* BEGIN *
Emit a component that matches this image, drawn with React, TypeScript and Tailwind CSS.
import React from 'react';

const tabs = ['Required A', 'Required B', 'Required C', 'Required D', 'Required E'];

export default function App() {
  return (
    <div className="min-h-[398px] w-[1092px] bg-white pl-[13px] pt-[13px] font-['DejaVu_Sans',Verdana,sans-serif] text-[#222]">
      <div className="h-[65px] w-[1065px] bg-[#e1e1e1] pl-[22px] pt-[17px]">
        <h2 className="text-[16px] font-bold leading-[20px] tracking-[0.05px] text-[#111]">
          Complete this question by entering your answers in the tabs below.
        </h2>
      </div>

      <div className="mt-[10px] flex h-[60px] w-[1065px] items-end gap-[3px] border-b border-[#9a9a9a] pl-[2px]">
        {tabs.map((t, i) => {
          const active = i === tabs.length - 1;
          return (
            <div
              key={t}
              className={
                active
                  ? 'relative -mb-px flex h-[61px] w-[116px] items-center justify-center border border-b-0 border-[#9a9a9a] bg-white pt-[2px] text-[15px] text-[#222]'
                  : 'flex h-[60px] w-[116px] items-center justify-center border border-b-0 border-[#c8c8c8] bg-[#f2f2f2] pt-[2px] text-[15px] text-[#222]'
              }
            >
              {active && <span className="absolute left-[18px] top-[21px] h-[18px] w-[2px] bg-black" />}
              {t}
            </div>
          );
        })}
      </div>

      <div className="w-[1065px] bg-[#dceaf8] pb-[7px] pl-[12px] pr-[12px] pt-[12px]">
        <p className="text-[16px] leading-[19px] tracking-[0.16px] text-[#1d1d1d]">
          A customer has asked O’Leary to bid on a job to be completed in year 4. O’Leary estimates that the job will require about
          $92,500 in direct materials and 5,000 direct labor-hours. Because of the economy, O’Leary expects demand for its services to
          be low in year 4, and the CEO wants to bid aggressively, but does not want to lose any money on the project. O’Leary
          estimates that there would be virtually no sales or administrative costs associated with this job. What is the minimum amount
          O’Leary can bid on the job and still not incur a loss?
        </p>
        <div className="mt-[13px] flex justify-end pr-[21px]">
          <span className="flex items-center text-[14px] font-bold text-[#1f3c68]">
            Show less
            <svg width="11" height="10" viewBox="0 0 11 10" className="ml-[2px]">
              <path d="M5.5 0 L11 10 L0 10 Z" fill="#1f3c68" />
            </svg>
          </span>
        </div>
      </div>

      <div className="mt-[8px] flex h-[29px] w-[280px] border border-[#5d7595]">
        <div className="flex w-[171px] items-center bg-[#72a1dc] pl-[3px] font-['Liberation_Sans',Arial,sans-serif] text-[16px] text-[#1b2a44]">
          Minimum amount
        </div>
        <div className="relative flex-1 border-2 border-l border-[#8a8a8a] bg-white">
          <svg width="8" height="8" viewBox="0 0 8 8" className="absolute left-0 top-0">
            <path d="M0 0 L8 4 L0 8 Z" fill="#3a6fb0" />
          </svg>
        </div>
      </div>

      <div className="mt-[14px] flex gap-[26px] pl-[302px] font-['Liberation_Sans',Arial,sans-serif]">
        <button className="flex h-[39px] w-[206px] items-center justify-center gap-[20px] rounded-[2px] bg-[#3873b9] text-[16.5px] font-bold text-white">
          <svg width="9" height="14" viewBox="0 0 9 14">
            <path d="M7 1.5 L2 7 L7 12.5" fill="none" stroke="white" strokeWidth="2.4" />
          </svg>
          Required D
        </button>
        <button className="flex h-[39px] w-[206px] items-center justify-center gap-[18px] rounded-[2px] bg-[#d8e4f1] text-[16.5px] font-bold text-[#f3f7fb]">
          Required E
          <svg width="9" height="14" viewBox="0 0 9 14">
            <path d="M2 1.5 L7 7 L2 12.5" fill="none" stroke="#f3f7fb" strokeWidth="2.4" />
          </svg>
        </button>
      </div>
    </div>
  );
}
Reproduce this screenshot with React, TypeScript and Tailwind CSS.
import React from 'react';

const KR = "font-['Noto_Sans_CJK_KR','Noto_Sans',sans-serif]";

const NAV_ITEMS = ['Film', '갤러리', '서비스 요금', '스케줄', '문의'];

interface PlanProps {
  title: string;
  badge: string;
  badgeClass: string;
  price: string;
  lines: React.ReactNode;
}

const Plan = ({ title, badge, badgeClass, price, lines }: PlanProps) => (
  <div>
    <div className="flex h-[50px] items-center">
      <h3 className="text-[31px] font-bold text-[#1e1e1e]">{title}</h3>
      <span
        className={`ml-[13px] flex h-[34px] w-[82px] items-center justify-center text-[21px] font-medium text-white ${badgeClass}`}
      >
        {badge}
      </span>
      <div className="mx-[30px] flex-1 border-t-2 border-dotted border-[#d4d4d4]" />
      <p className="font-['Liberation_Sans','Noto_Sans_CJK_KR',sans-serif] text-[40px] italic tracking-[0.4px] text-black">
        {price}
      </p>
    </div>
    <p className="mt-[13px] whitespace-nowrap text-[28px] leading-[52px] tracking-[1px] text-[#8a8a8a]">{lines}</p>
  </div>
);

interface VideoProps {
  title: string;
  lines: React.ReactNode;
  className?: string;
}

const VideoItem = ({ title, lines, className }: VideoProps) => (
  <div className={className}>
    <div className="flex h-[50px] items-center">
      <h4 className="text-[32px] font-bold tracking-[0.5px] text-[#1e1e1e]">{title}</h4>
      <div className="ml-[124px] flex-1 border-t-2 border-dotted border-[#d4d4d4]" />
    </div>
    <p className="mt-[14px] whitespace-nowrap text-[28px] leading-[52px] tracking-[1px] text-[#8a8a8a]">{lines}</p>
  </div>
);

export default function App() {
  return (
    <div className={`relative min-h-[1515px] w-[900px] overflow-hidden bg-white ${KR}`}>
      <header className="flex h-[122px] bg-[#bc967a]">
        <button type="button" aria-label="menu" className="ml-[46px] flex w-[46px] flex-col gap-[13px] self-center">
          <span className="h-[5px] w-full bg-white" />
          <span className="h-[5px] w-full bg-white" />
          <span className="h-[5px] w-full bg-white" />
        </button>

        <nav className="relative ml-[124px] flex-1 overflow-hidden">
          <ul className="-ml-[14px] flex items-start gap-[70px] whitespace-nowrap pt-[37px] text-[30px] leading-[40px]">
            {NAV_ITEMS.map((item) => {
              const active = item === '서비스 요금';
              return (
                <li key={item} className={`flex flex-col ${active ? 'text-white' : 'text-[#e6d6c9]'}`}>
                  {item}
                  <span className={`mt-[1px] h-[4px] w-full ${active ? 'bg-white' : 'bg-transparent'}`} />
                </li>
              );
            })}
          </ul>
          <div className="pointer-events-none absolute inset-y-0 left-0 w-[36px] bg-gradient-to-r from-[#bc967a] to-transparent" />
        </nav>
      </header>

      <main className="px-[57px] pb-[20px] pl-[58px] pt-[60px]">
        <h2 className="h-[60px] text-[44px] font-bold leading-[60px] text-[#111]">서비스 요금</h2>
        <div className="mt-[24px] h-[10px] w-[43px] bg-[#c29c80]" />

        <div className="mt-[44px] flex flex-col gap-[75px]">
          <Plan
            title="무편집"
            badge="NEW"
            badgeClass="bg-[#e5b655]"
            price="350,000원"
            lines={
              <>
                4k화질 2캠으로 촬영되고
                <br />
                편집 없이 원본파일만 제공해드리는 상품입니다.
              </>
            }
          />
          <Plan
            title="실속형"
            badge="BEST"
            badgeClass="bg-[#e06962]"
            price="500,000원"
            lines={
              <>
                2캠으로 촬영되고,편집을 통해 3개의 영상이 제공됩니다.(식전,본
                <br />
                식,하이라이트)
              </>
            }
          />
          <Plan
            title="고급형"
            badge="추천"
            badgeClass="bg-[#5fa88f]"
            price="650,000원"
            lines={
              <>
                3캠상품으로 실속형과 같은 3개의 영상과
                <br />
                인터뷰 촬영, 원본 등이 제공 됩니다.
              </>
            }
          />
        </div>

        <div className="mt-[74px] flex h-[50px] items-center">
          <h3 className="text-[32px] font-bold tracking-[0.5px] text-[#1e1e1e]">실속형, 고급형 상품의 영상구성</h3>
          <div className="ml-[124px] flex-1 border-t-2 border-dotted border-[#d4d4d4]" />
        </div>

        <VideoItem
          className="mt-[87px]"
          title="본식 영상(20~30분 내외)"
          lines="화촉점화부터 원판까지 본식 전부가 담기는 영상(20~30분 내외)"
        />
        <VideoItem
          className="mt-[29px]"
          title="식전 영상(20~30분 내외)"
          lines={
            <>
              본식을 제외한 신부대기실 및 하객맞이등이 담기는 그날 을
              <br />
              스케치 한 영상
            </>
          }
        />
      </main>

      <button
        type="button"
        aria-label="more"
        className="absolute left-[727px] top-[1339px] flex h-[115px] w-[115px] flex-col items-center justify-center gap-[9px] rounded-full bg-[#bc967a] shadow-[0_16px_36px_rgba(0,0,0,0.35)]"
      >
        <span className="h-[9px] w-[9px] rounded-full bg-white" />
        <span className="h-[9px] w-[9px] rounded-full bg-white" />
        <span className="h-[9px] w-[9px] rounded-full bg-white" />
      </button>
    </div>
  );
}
* END *
**Requirements**: Exactly the lines from the line that has "Reproduce this screenshot" through the line that has "const NAV_ITEMS = ['Film', '갤러리', '서비스" are to be repeated, both included, with nothing added.

**Output**:
Reproduce this screenshot with React, TypeScript and Tailwind CSS.
import React from 'react';

const KR = "font-['Noto_Sans_CJK_KR','Noto_Sans',sans-serif]";

const NAV_ITEMS = ['Film', '갤러리', '서비스 요금', '스케줄', '문의'];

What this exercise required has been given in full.